Why are mosques in the Western Cape being desecrated?
For the first time in over 100 years a mosque in the Western Cape will be closing its doors at night after it and another mosque nearby were desecrated and a posting to a community Facebook page called for Islamic places of worship to be burned down.
The Muslim Judicial Council (MJC) and religious leaders have lodged cases with the police and the South African Human Rights Commission (SAHRC), but they still remain uncertain as to why the desecrations to the mosques in Simons Town and Kalk Bay have happened now.
“The mosque is 120 years old – this is the first time that something like that happened,” Achmat Isty, the imam at Masjidul-Jamiah mosque in Kalk Bay, told the Mail & Guardian. “There were burglaries in the past, but not something like this. This is something new.”

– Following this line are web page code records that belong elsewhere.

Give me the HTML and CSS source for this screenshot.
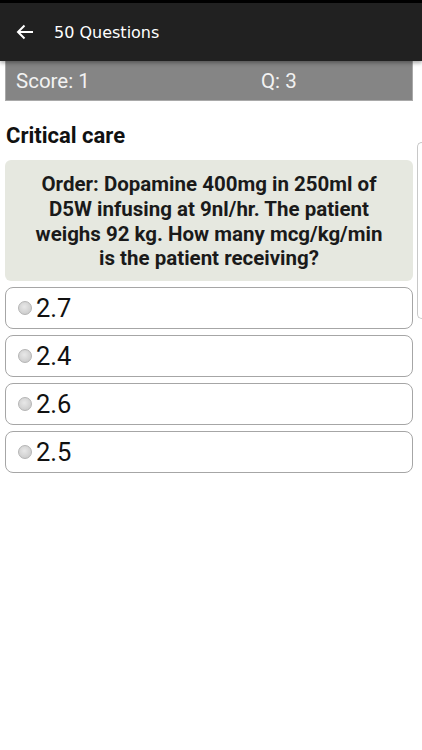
FILE: index.html
```html
<!DOCTYPE html>
<html>
<head>
<meta charset="utf-8">
<link rel="stylesheet" href="styles.css">
</head>
<body>
<div class="status"></div>
<header class="appbar">
  <svg class="back" width="18" height="16" viewBox="0 0 18 16"><path d="M17 8H2M8.5 1.5L2 8l6.5 6.5" fill="none" stroke="#fff" stroke-width="2"/></svg>
  <span class="title">50 Questions</span>
</header>
<main class="content">
  <div class="scorebar">
    <span class="score">Score: 1</span>
    <span class="qnum">Q: 3</span>
  </div>
  <div class="pager">
    <section class="card">
      <h2 class="category">Critical care</h2>
      <div class="question">Order: Dopamine 400mg in 250ml of D5W infusing at 9nl/hr. The patient weighs 92 kg. How many mcg/kg/min is the patient receiving?</div>
      <div class="options">
        <label class="option"><span class="radio"></span><span class="opt-text">2.7</span></label>
        <label class="option"><span class="radio"></span><span class="opt-text">2.4</span></label>
        <label class="option"><span class="radio"></span><span class="opt-text">2.6</span></label>
        <label class="option"><span class="radio"></span><span class="opt-text">2.5</span></label>
      </div>
    </section>
    <div class="peek"></div>
  </div>
</main>
</body>
</html>
```
FILE: styles.css
```css
* { box-sizing: border-box; }
html, body { margin: 0; padding: 0; }
body {
  width: 422px;
  height: 750px;
  background: #fff;
  font-family: Roboto, "Liberation Sans", sans-serif;
  overflow: hidden;
}
.status { height: 3px; background: #000; }
.appbar {
  height: 58px;
  background: #212121;
  display: flex;
  align-items: center;
  padding-left: 16px;
  box-shadow: 0 2px 4px rgba(0,0,0,0.35);
  position: relative;
  z-index: 2;
}
.back { display: block; margin-right: 20px; }
.title {
  color: #fff;
  font-family: "DejaVu Sans", sans-serif;
  font-size: 16px;
}
.content { padding: 0 9px 0 5px; }
.scorebar {
  height: 40px;
  background: #858585;
  border: 1px solid #a9a9a9;
  border-top: none;
  display: flex;
  align-items: center;
  padding-left: 10px;
  color: #f2f2f2;
  font-size: 20.5px;
}
.score { width: 245px; }
.pager { position: relative; }
.card { width: 408px; }
.category {
  margin: 0;
  padding: 22px 0 0 1px;
  height: 59px;
  font-size: 22px;
  font-weight: bold;
  color: #111;
}
.question {
  background: #e6e8e0;
  border-radius: 6px;
  padding: 12px 30px 10px;
  text-align: center;
  font-size: 20.5px;
  font-weight: bold;
  line-height: 24.8px;
  color: #1a1a1a;
}
.options {
  display: flex;
  flex-direction: column;
  gap: 6px;
  margin-top: 6px;
}
.option {
  height: 42px;
  border: 1px solid #a6a6a6;
  border-radius: 8px;
  display: flex;
  align-items: center;
  padding-left: 12px;
}
.radio {
  width: 14px;
  height: 14px;
  border-radius: 50%;
  border: 1px solid #b4b4b4;
  background: radial-gradient(circle at 45% 40%, #e8e8e8 0%, #cfcfcf 70%, #c2c2c2 100%);
  margin-right: 4px;
}
.opt-text {
  font-size: 25.5px;
  color: #111;
}
.peek {
  position: absolute;
  left: 412px;
  top: 41px;
  width: 5px;
  height: 177px;
  border: 1px solid #c8c8c8;
  border-right: none;
  border-radius: 10px 0 0 10px;
}
```
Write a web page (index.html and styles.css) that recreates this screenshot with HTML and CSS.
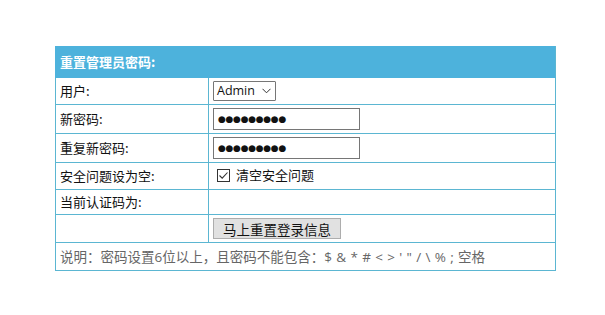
FILE: index.html
```html
<!DOCTYPE html>
<html lang="zh-CN">
<head>
  <meta charset="UTF-8" />
  <title>重置管理员密码</title>
  <link rel="stylesheet" href="styles.css">
</head>
<body>
  <div class="wrap">
    <table class="reset-table">
      <tr class="head">
        <th colspan="2">重置管理员密码:</th>
      </tr>
      <tr class="r-user">
        <td class="label">用户:</td>
        <td>
          <span class="select">Admin <svg width="9" height="6" viewBox="0 0 9 6"><path d="M0.5 0.8 L4.5 4.8 L8.5 0.8" fill="none" stroke="#333" stroke-width="1"/></svg></span>
        </td>
      </tr>
      <tr class="r-pass">
        <td class="label">新密码:</td>
        <td><span class="pwd">●●●●●●●●●</span></td>
      </tr>
      <tr class="r-pass">
        <td class="label">重复新密码:</td>
        <td><span class="pwd">●●●●●●●●●</span></td>
      </tr>
      <tr class="r-check">
        <td class="label">安全问题设为空:</td>
        <td>
          <label class="check">
            <svg width="13" height="13" viewBox="0 0 13 13"><rect x="0.5" y="0.5" width="12" height="12" fill="#fff" stroke="#333"/><path d="M2.5 6.5 L5.2 9.2 L10.5 3.5" fill="none" stroke="#333" stroke-width="1.1"/></svg>
            清空安全问题
          </label>
        </td>
      </tr>
      <tr class="r-code">
        <td class="label">当前认证码为:</td>
        <td></td>
      </tr>
      <tr class="r-btn">
        <td></td>
        <td><button type="button">马上重置登录信息</button></td>
      </tr>
      <tr class="note">
        <td colspan="2">说明：密码设置6位以上，且密码不能包含：$ &amp; * # &lt; &gt; ' " / \ % ; 空格</td>
      </tr>
    </table>
  </div>
</body>
</html>
```

FILE: styles.css
```css
body {
  margin: 0;
  background: #fff;
  font-family: "Noto Sans CJK SC", "Noto Sans", sans-serif;
  font-size: 13px;
  color: #111;
}
.wrap {
  padding: 46px 0 0 55px;
}
.reset-table {
  width: 501px;
  border-collapse: collapse;
}
.reset-table th,
.reset-table td {
  border: 1px solid #5bb6d2;
  padding: 0 4px;
  text-align: left;
  line-height: 18px;
}
.head th {
  background: #4db2dc;
  color: #fff;
  font-weight: bold;
  height: 30px;
  border-color: #4db2dc;
  border-right-color: #5bb6d2;
}
.label {
  width: 144px;
}
.r-user td { height: 26px; }
.r-pass td { height: 28px; }
.r-check td { height: 26px; }
.r-code td { height: 24px; }
.r-btn td { height: 27px; }
.note td {
  height: 27px;
  color: #666;
  font-family: "Open Sans", "Noto Sans CJK SC", sans-serif;
  font-size: 13.5px;
  word-spacing: 0.8px;
}
.select {
  display: inline-flex;
  align-items: center;
  gap: 7px;
  height: 18px;
  padding: 0 4px 0 3px;
  border: 1px solid #767676;
  border-radius: 1px;
  font-family: "Open Sans", sans-serif;
  font-size: 12.5px;
}
.pwd {
  display: block;
  width: 137px;
  height: 20px;
  border: 1px solid #767676;
  padding: 0 4px;
  font-family: "DejaVu Sans", sans-serif;
  font-size: 9px;
  letter-spacing: -0.3px;
  line-height: 20px;
  color: #111;
}
.check {
  display: inline-flex;
  align-items: center;
  gap: 6px;
  padding-left: 4px;
}
button {
  font-family: "Noto Sans CJK SC", sans-serif;
  font-size: 13.5px;
  padding: 0 9px;
  height: 21px;
  background: #e1e1e1;
  border: 1px solid #adadad;
  color: #111;
  margin-left: 0;
}
```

On Monday morning, pig’s blood was found splattered all over the walls inside the mosque. Isty said that the pulpit of the mosque had also been smeared in blood. The discovery was made when the caretaker entered the mosque in time for early morning prayers before sunrise.
“We can say what we want to, but we can’t be clear on what was the purpose of doing such a disgusting and shameful act on the mosque,” Isty said.
A case of vandalism has been opened in response to the incident.
A similar act took place at a mosque in Simon’s Town on Saturday, about 15km away from Kalk Bay, where a pig’s snout was left on the door of the mosque.
Community members in Simon’s Town opened a case of crimen injuria, which police are investigating.
The MJC, the muslim governing body in the Western Cape, and Isty agreed that the desecrations were an act of provocation.
“These acts cannot be isolated from what either happens globally or within a South African context,” said Abdul Khaliq Ebrahim Allie, deputy president of the MJC.
“Because the matter has been reported to the South African Police Service, it is now under investigation and hopefully the perpetrators will be brought to book and we will be able to understand the underlying factors to these desecrations.”
Community bands together in support
A community meeting was held in Kalk Bay on Tuesday in response to the incident.
Isty expressed gratitude that Bishop Geoff Davies was there to represent the clergy and to show support from Christian community members in Kalk Bay.
“People are very much with us. We had a meeting and the bishop [from Kalk Bay] was there with us,” Isty said. “We’re having another interfaith meeting at the mosque tonight where all the clergy will meet. They’re supporting us, for them also, this is something that has never happened in this part of Cape Town.”
Davies lives next door to the mosque. Speaking to News24, he condemned the desecration.
“It is a disgrace that people should behave like this,” Davies told News24 on Tuesday.
“We are trying to grow as a multiracial and multi-faith country.”
Nothing was stolen from the mosque and there was no forced entry because the doors of the mosque have always been kept open. Now, however, a decision has been made to keep the doors closed, and community members in Kalk Bay have donated alarm systems for the mosque.
“The mosque is in a very quiet area,” Isty said. “Anyone could enter the mosque because we leave the mosque’s doors open for worshippers and tourists to make their prayers there. We are taking precautions now going forward.”
The desecrations come after a resident of Langebaan on the West Coast, Liam Ferreira, posted a message to a community Facebook page on January 1 calling for mosques to be burned down.
“I think its a crime the [sic] no one is sanding (standing) up to those Muslim bastards [sic] blaring their call to pray 5 times a day over massive speakers. Why do i need to put up with an Arabic tradition created in the dessert [sic] thousands of years ago. Stand up for yourselves !!! Burn it down!!!,” the post read.
The MJC has lodged a complaint with the SAHRC against Ferreira saying that Ferreira’s post amounted to hate speech, infringing on others’ right of freedom of religion, and incited violence.
The council said it trusted that the SAHRC and the police would act to address the matters.
“Our country has introduced institutions so we can be able to lodge our complaints,” Allie said. “We are certain that these particular matters will be given the necessary attention.”